Ministers are just “deferring the problem”, says Prof Mark Woolhouse, an expert in infectious diseases at Edinburgh University, who sits on the government’s committee on modelling. Even if we had had the lockdown earlier, as some scientists had argued, we would have already been talking about the next one.
Those backing lockdown argued it could be used to fix the test-and-trace system, which identifies close contacts of infected individuals and asks them to isolate. Each nation runs its own tracing service, but all have faced the same problem – such high rates of infection make test-and-trace more difficult and less effective.
In England, councils are working hard to set up local teams to support the national system. But most of these are in their infancy and will take some time to bed in. The government has started piloting mass testing in the hope it could be a way of containing the virus given significant numbers of infected people show very mild, or even no, symptoms. The first pilot in Liverpool has been followed by others being set up in more than 60 local authority areas.

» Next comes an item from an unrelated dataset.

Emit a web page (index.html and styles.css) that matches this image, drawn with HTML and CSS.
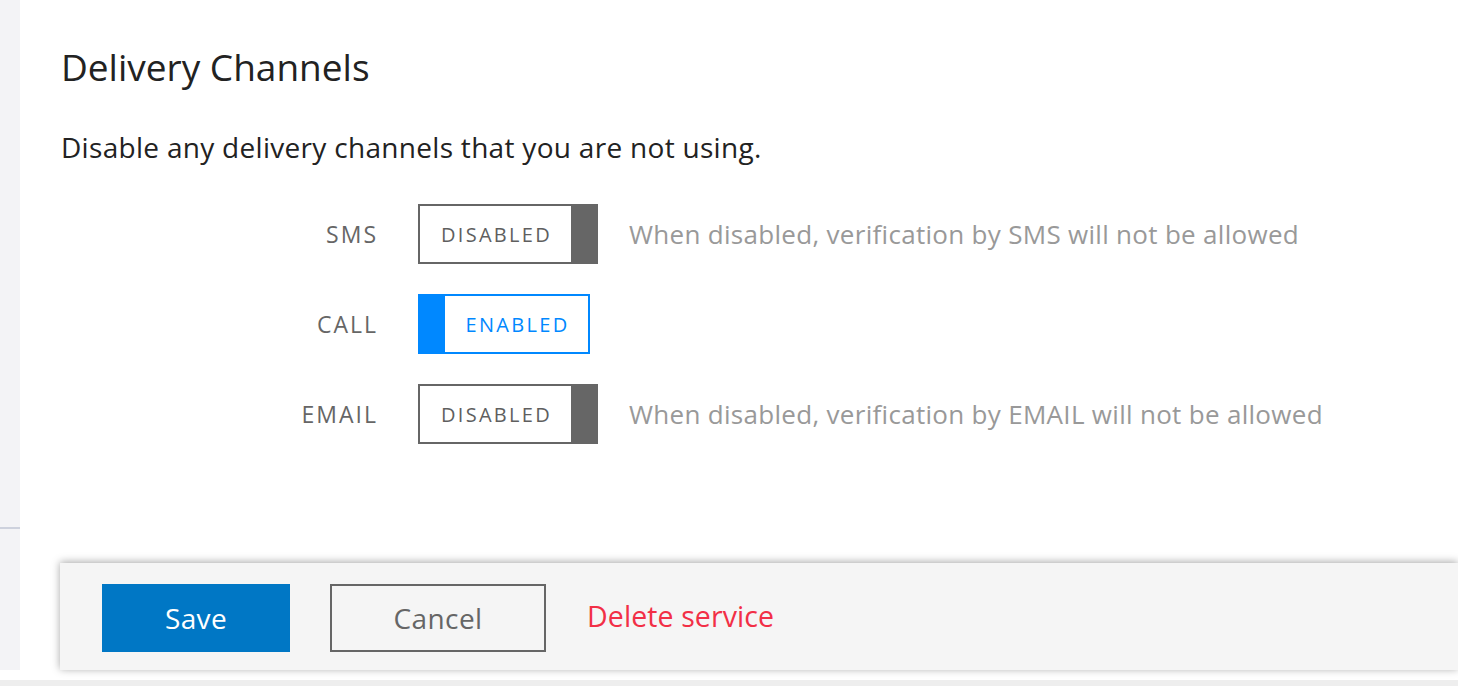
FILE: index.html
```html
<!DOCTYPE html>
<html>
<head>
<meta charset="utf-8">
<link rel="stylesheet" href="styles.css">
</head>
<body>
<div class="page">
  <aside class="sidebar"><div class="sidebar-top"></div></aside>
  <main class="main">
    <section class="content">
      <h2 class="title">Delivery Channels</h2>
      <p class="intro">Disable any delivery channels that you are not using.</p>
      <div class="channels">
        <div class="channel">
          <span class="label">SMS</span>
          <div class="toggle off"><span class="toggle-text">DISABLED</span><span class="knob"></span></div>
          <span class="hint">When disabled, verification by SMS will not be allowed</span>
        </div>
        <div class="channel">
          <span class="label">CALL</span>
          <div class="toggle on"><span class="knob"></span><span class="toggle-text">ENABLED</span></div>
        </div>
        <div class="channel">
          <span class="label">EMAIL</span>
          <div class="toggle off"><span class="toggle-text">DISABLED</span><span class="knob"></span></div>
          <span class="hint">When disabled, verification by EMAIL will not be allowed</span>
        </div>
      </div>
    </section>
    <footer class="actions">
      <button class="btn btn-primary">Save</button>
      <button class="btn btn-secondary">Cancel</button>
      <a class="link-danger">Delete service</a>
    </footer>
  </main>
</div>
<div class="bottom-bar"></div>
</body>
</html>
```

FILE: styles.css
```css
html, body {
  margin: 0;
  padding: 0;
  background: #ffffff;
  font-family: "Open Sans", Lato, sans-serif;
  overflow: hidden;
}
.page {
  display: flex;
  height: 670px;
}
.sidebar {
  width: 20px;
  flex: none;
  background: #f3f3f6;
}
.sidebar-top {
  height: 527px;
  border-bottom: 2px solid #cdd1dd;
}
.main {
  flex: 1;
  display: flex;
  flex-direction: column;
  min-width: 0;
}
.content {
  padding-left: 41px;
  flex: 1;
}
.title {
  margin: 44px 0 0 0;
  font-size: 37px;
  line-height: 46px;
  font-weight: 400;
  color: #222222;
}
.intro {
  margin: 40px 0 0 0;
  font-size: 28px;
  line-height: 34px;
  letter-spacing: 0.3px;
  color: #222222;
}
.channels {
  margin-top: 40px;
  display: flex;
  flex-direction: column;
  gap: 30px;
}
.channel {
  display: flex;
  align-items: center;
  height: 60px;
}
.label {
  width: 317px;
  flex: none;
  text-align: right;
  font-size: 23px;
  letter-spacing: 2px;
  color: #666666;
  margin-right: 40px;
}
.toggle {
  box-sizing: border-box;
  height: 60px;
  display: flex;
  align-items: stretch;
  border: 2px solid #666666;
  flex: none;
}
.toggle.off {
  width: 180px;
}
.toggle.on {
  width: 172px;
  border-color: #0088ff;
}
.toggle-text {
  flex: 1;
  display: flex;
  align-items: center;
  justify-content: center;
  font-size: 20px;
  font-weight: 500;
  letter-spacing: 2.3px;
  color: #5f5f5f;
  padding-left: 2px;
}
.toggle.on .toggle-text {
  color: #0088ff;
}
.knob {
  width: 25px;
  background: #666666;
}
.toggle.on .knob {
  background: #0088ff;
}
.hint {
  margin-left: 31px;
  font-size: 26px;
  letter-spacing: 0.3px;
  color: #999999;
  white-space: nowrap;
}
.actions {
  margin-left: 40px;
  height: 107px;
  box-sizing: border-box;
  background: #f5f5f5;
  box-shadow: 0 -1px 8px rgba(0, 0, 0, 0.35);
  display: flex;
  align-items: flex-start;
  padding: 21px 0 0 42px;
}
.btn {
  box-sizing: border-box;
  height: 68px;
  font-family: "Open Sans", Lato, sans-serif;
  font-size: 28px;
  letter-spacing: 0.4px;
  cursor: pointer;
}
.btn-primary {
  width: 188px;
  background: #0077c5;
  border: none;
  color: #ffffff;
}
.btn-secondary {
  width: 216px;
  margin-left: 40px;
  background: transparent;
  border: 2px solid #666666;
  color: #666666;
}
.link-danger {
  margin-left: 41px;
  height: 64px;
  line-height: 64px;
  font-size: 28.5px;
  letter-spacing: 0.1px;
  color: #f22f46;
}
.bottom-bar {
  margin-top: 10px;
  height: 16px;
  background: #eeeeee;
}
```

image captionSoldiers have been brought in to help with the mass testing programme in Liverpool
But some question how effective this approach will be.
The rapid tests being used are “not fit for purpose” says Prof John Deeks, an expert in testing at Birmingham University. He points to evidence suggesting they may miss up to half of Covid cases.
He also says identifying previously undetected cases only works if those that test positive isolate. Evidence on those going through the standard testing process is that they are not always doing this. A need to work and earn money is, understandably, a key issue.
This brings us back to vaccination. While the breakthrough is great news, the jury is still out as to how much impact it will have. For example, we don’t know how well it works in the elderly, whether it stops people passing it on or simply stops them getting ill or how long immunity lasts.
Even with the vaccine the virus is “not going away”, says Sir Jeremy Farrar, a member of the government’s Sage advisory group.
It is, he says, now part of humanity and here to stay. Instead, the most we can hope for is providing some protection to those who are most at risk.
The sad reality is that, despite the vaccine breakthrough, we are still going to have to learn to live with Covid this winter – and beyond.